William H. Kimbel
Ph.D., Kent State University, 1986
Professor
Virginia M. Ullman Professor of Natural History and the Environment
Director, Institute of Human Origins
Email: wkimbel.iho@asu.edu
Physical Anthropology
Kimbel, who moved to ASU with the Institute of Human Origins (IHO) in 1997, is Virginia M. Ullman Professor of Natural History and the Environment in the Department of Anthropology and Science Director of the IHO. He conducts field, laboratory, and theoretical research in paleoanthropology, with primary foci on Plio-Pleistocene hominid evolution in Africa and the late Pleistocene of the Middle East.

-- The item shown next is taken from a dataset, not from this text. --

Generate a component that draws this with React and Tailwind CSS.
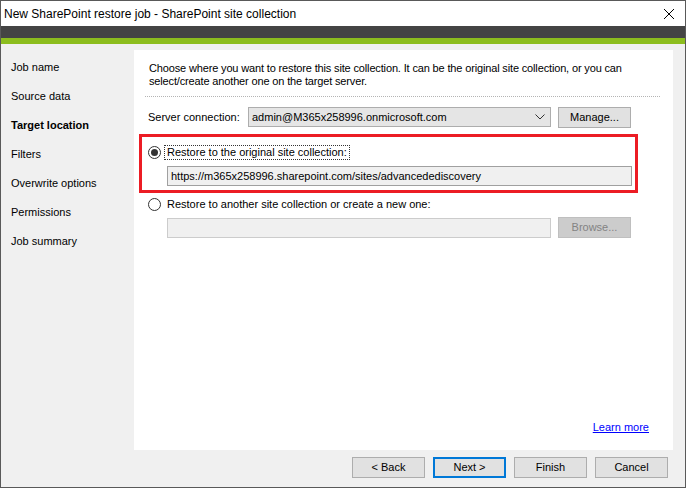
import React from 'react';

const navItems = ['Job name', 'Source data', 'Target location', 'Filters', 'Overwrite options', 'Permissions', 'Job summary'];

function Radio({ checked }) {
  return (
    <span className="w-[13px] h-[13px] rounded-full border border-[#333333] bg-white flex items-center justify-center shrink-0">
      {checked && <span className="w-[7px] h-[7px] rounded-full bg-[#333333]" />}
    </span>
  );
}

function Button({ children, primary, disabled, className = '' }) {
  return (
    <button
      className={
        'h-[21px] w-[73px] flex items-center justify-center ' +
        (primary
          ? 'border-2 border-[#0078d7] bg-[#e1e1e1] text-black '
          : disabled
          ? 'border border-[#bfbfbf] bg-[#cccccc] text-[#838383] '
          : 'border border-[#adadad] bg-[#e1e1e1] text-black ') +
        className
      }
    >
      {children}
    </button>
  );
}

export default function App() {
  return (
    <div
      className="w-[686px] h-[488px] border border-[#595959] flex flex-col bg-[#f0f0f0] text-[11px] text-black overflow-hidden"
      style={{ fontFamily: '"Liberation Sans", Arial, sans-serif' }}
    >
      {/* title bar */}
      <div className="h-[25px] bg-white flex items-center justify-between shrink-0">
        <span className="pl-[3px] text-[12px]">New SharePoint restore job - SharePoint site collection</span>
        <svg width="12" height="12" viewBox="0 0 12 12" className="mr-[10px]">
          <path d="M1 1 L11 11 M11 1 L1 11" stroke="#000" strokeWidth="1" fill="none" />
        </svg>
      </div>
      <div className="h-[12px] bg-[#444444] shrink-0" />
      <div className="h-[6px] bg-[#8cbd1e] shrink-0" />

      {/* body */}
      <div className="flex pt-[6px] pr-[12px] h-[406px]">
        <nav className="w-[133px] pt-[3px] pl-[10px]">
          {navItems.map((item) => (
            <div
              key={item}
              className={'h-[29px] flex items-center ' + (item === 'Target location' ? 'font-bold' : '')}
            >
              {item}
            </div>
          ))}
        </nav>

        <section className="flex-1 bg-white flex flex-col">
          <p className="pt-[12px] pl-[15px] w-[500px] leading-[13px] tracking-[-0.15px]">
            Choose where you want to restore this site collection. It can be the original site collection, or you can
            select/create another one on the target server.
          </p>
          <div className="mt-[8px] ml-[11px] mr-[13px] border-t border-dotted border-[#b4b4b4]" />

          <div className="mt-[10px] flex items-center h-[20px]">
            <span className="pl-[14px] w-[114px]">Server connection:</span>
            <div className="w-[303px] h-[20px] border border-[#adadad] bg-[#e5e5e5] flex items-center justify-between pl-[3px] pr-[5px]">
              <span>admin@M365x258996.onmicrosoft.com</span>
              <svg width="10" height="6" viewBox="0 0 10 6">
                <path d="M0.5 0.5 L5 5 L9.5 0.5" stroke="#333" strokeWidth="1" fill="none" />
              </svg>
            </div>
            <Button className="ml-[7px]">Manage...</Button>
          </div>

          <div className="mt-[7px] ml-[5px] w-[499px] h-[59px] border-[3px] border-[#ec1c24] flex flex-col">
            <div className="mt-[8px] ml-[6px] flex items-center h-[15px]">
              <Radio checked />
              <span className="ml-[3px] h-[15px] flex items-center px-[2px] border border-dotted border-[#333333]">
                Restore to the original site collection:
              </span>
            </div>
            <div className="mt-[6px] ml-[25px] w-[465px] h-[20px] border border-[#a0a0a0] bg-[#f0f0f0] flex items-center pl-[3px]">
              https://m365x258996.sharepoint.com/sites/advancedediscovery
            </div>
          </div>

          <div className="mt-[4px] ml-[14px] flex items-center h-[15px]">
            <Radio />
            <span className="ml-[6px]">Restore to another site collection or create a new one:</span>
          </div>
          <div className="mt-[5px] ml-[33px] flex items-center">
            <div className="w-[384px] h-[20px] border border-[#cccccc] bg-[#f0f0f0]" />
            <Button disabled className="ml-[7px]">Browse...</Button>
          </div>

          <div className="mt-auto pb-[15px] pr-[24px] flex justify-end">
            <a className="text-[#0000ff] underline cursor-pointer">Learn more</a>
          </div>
        </section>
      </div>

      {/* footer */}
      <div className="flex justify-end gap-[8px] pr-[17px] pt-[7px]">
        <Button>&lt; Back</Button>
        <Button primary>Next &gt;</Button>
        <Button>Finish</Button>
        <Button>Cancel</Button>
      </div>
    </div>
  );
}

Recent field work has taken Kimbel to the Hadar hominid site in Ethiopia, where he has co-directed paleoanthropological research since 1990, and to northern Israel, where he has collaborated with Israeli colleagues on the excavation of Middle Paleolithic cave deposits. His lab-oriented interests are in the evolution of hominid skull morphology and function, variation and systematics, and the concept of the species as applied to paleoanthropological problems. Since 1989 Kimbel has been Principal Investigator or Co-Principal Investigator on eight National Science Foundation and other research grants totaling $775,000.
Kimbel is Joint Editor of Journal of Human Evolution.
ASU courses taught by Kimbel include "Fossil Hominids," an upper division undergraduate survey of the fossil evidence for human evolution; "Primate Paleobiology," graduate seminar (team-taught with Prof. Kaye Reed) ; and "Paleoanthropology," also a graduate seminar.
In 2003 Kimbel mentored his first Ph.D. student, Shara Bailey, who completed a dissertation entitled " Neandertal Dental Morphology: Implications for Modern Human Origins".
In the Department of Anthropology, Kimbel served as Director of Graduate Studies from 1999-2003.